Without the pictures, repeat the listing character for character.
##### Provided material #####
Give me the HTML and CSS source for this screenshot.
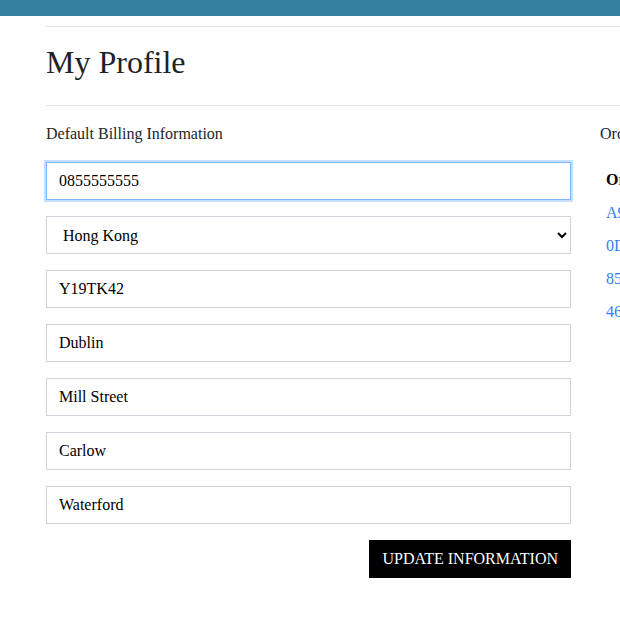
FILE: index.html
```html
<!DOCTYPE html>
<html lang="en">
<head>
<meta charset="utf-8">
<title>My Profile</title>
<link rel="stylesheet" href="styles.css">
</head>
<body>
<div class="topbar"></div>
<main class="page">
  <hr class="rule rule-top">
  <h1 class="title">My Profile</h1>
  <hr class="rule">
  <div class="columns">
    <form class="billing">
      <p class="label">Default Billing Information</p>
      <input class="field field-focus" type="text" value="0855555555">
      <select class="field select">
        <option>Hong Kong</option>
        <option>Ireland</option>
      </select>
      <input class="field" type="text" value="Y19TK42">
      <input class="field" type="text" value="Dublin">
      <input class="field" type="text" value="Mill Street">
      <input class="field" type="text" value="Carlow">
      <input class="field" type="text" value="Waterford">
      <div class="actions">
        <button class="btn" type="button">UPDATE INFORMATION</button>
      </div>
    </form>
    <section class="orders">
      <p class="label">Orders</p>
      <table class="order-table">
        <thead><tr><th>Order ID</th><th>Date</th></tr></thead>
        <tbody>
          <tr><td><a href="#">A9F3C21E7B</a></td><td>2021-03-02</td></tr>
          <tr><td><a href="#">0D7E41B9A2</a></td><td>2021-02-18</td></tr>
          <tr><td><a href="#">85C2F0A13D</a></td><td>2021-01-27</td></tr>
          <tr><td><a href="#">46B8E9D0C5</a></td><td>2020-12-11</td></tr>
        </tbody>
      </table>
    </section>
  </div>
</main>
</body>
</html>
```
FILE: styles.css
```css
html, body {
  margin: 0;
  padding: 0;
  overflow: hidden;
  background: #ffffff;
}
body {
  font-family: "Liberation Serif", "Times New Roman", serif;
  font-size: 16px;
  color: #212529;
}
.topbar {
  height: 16px;
  background: #35809e;
}
.page {
  padding-left: 46px;
  width: 900px;
}
.rule {
  border: 0;
  border-top: 1px solid #e4e4e4;
  margin: 0;
}
.rule-top {
  margin-top: 10px;
}
.title {
  font-size: 32px;
  font-weight: normal;
  margin: 0;
  padding: 17px 0 25px;
  line-height: 36px;
  color: #1e2329;
}
.columns {
  display: grid;
  grid-template-columns: 525px 280px;
  column-gap: 29px;
}
.billing {
  display: flex;
  flex-direction: column;
  gap: 16px;
}
.label {
  margin: 19px 0 0;
  line-height: 18px;
  height: 18px;
  color: #212529;
}
.billing .label {
  margin-bottom: 3px;
}
.field {
  box-sizing: border-box;
  height: 38px;
  width: 525px;
  margin: 0;
  padding: 0 12px;
  border: 1px solid #ced4da;
  border-radius: 0;
  background: #ffffff;
  font-family: "Liberation Serif", "Times New Roman", serif;
  font-size: 16px;
  color: #000000;
  outline: none;
}
.field-focus {
  border-color: #80b5ff;
  box-shadow: 0 0 0 2px #c6defc;
}
.select {
  padding: 0 8px 0 12px;
}
.actions {
  display: flex;
  justify-content: flex-end;
}
.btn {
  height: 38px;
  padding: 0 13px;
  border: 0;
  border-radius: 0;
  background: #000000;
  color: #ffffff;
  font-family: "Liberation Serif", "Times New Roman", serif;
  font-size: 16px;
  cursor: pointer;
}
.orders {
  display: flex;
  flex-direction: column;
}
.order-table {
  border-collapse: collapse;
  margin-top: 20px;
}
.order-table th,
.order-table td {
  text-align: left;
  padding: 8px 20px 8px 6px;
  line-height: 17px;
}
.order-table th {
  font-weight: bold;
  color: #000000;
}
.order-table a {
  color: #2f7ff0;
  text-decoration: none;
}
```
#####
→ **Full output**
Give me the HTML and CSS source for this screenshot.
FILE: index.html
```html
<!DOCTYPE html>
<html lang="en">
<head>
<meta charset="utf-8">
<title>My Profile</title>
<link rel="stylesheet" href="styles.css">
</head>
<body>
<div class="topbar"></div>
<main class="page">
  <hr class="rule rule-top">
  <h1 class="title">My Profile</h1>
  <hr class="rule">
  <div class="columns">
    <form class="billing">
      <p class="label">Default Billing Information</p>
      <input class="field field-focus" type="text" value="0855555555">
      <select class="field select">
        <option>Hong Kong</option>
        <option>Ireland</option>
      </select>
      <input class="field" type="text" value="Y19TK42">
      <input class="field" type="text" value="Dublin">
      <input class="field" type="text" value="Mill Street">
      <input class="field" type="text" value="Carlow">
      <input class="field" type="text" value="Waterford">
      <div class="actions">
        <button class="btn" type="button">UPDATE INFORMATION</button>
      </div>
    </form>
    <section class="orders">
      <p class="label">Orders</p>
      <table class="order-table">
        <thead><tr><th>Order ID</th><th>Date</th></tr></thead>
        <tbody>
          <tr><td><a href="#">A9F3C21E7B</a></td><td>2021-03-02</td></tr>
          <tr><td><a href="#">0D7E41B9A2</a></td><td>2021-02-18</td></tr>
          <tr><td><a href="#">85C2F0A13D</a></td><td>2021-01-27</td></tr>
          <tr><td><a href="#">46B8E9D0C5</a></td><td>2020-12-11</td></tr>
        </tbody>
      </table>
    </section>
  </div>
</main>
</body>
</html>
```
FILE: styles.css
```css
html, body {
  margin: 0;
  padding: 0;
  overflow: hidden;
  background: #ffffff;
}
body {
  font-family: "Liberation Serif", "Times New Roman", serif;
  font-size: 16px;
  color: #212529;
}
.topbar {
  height: 16px;
  background: #35809e;
}
.page {
  padding-left: 46px;
  width: 900px;
}
.rule {
  border: 0;
  border-top: 1px solid #e4e4e4;
  margin: 0;
}
.rule-top {
  margin-top: 10px;
}
.title {
  font-size: 32px;
  font-weight: normal;
  margin: 0;
  padding: 17px 0 25px;
  line-height: 36px;
  color: #1e2329;
}
.columns {
  display: grid;
  grid-template-columns: 525px 280px;
  column-gap: 29px;
}
.billing {
  display: flex;
  flex-direction: column;
  gap: 16px;
}
.label {
  margin: 19px 0 0;
  line-height: 18px;
  height: 18px;
  color: #212529;
}
.billing .label {
  margin-bottom: 3px;
}
.field {
  box-sizing: border-box;
  height: 38px;
  width: 525px;
  margin: 0;
  padding: 0 12px;
  border: 1px solid #ced4da;
  border-radius: 0;
  background: #ffffff;
  font-family: "Liberation Serif", "Times New Roman", serif;
  font-size: 16px;
  color: #000000;
  outline: none;
}
.field-focus {
  border-color: #80b5ff;
  box-shadow: 0 0 0 2px #c6defc;
}
.select {
  padding: 0 8px 0 12px;
}
.actions {
  display: flex;
  justify-content: flex-end;
}
.btn {
  height: 38px;
  padding: 0 13px;
  border: 0;
  border-radius: 0;
  background: #000000;
  color: #ffffff;
  font-family: "Liberation Serif", "Times New Roman", serif;
  font-size: 16px;
  cursor: pointer;
}
.orders {
  display: flex;
  flex-direction: column;
}
.order-table {
  border-collapse: collapse;
  margin-top: 20px;
}
.order-table th,
.order-table td {
  text-align: left;
  padding: 8px 20px 8px 6px;
  line-height: 17px;
}
.order-table th {
  font-weight: bold;
  color: #000000;
}
.order-table a {
  color: #2f7ff0;
  text-decoration: none;
}
```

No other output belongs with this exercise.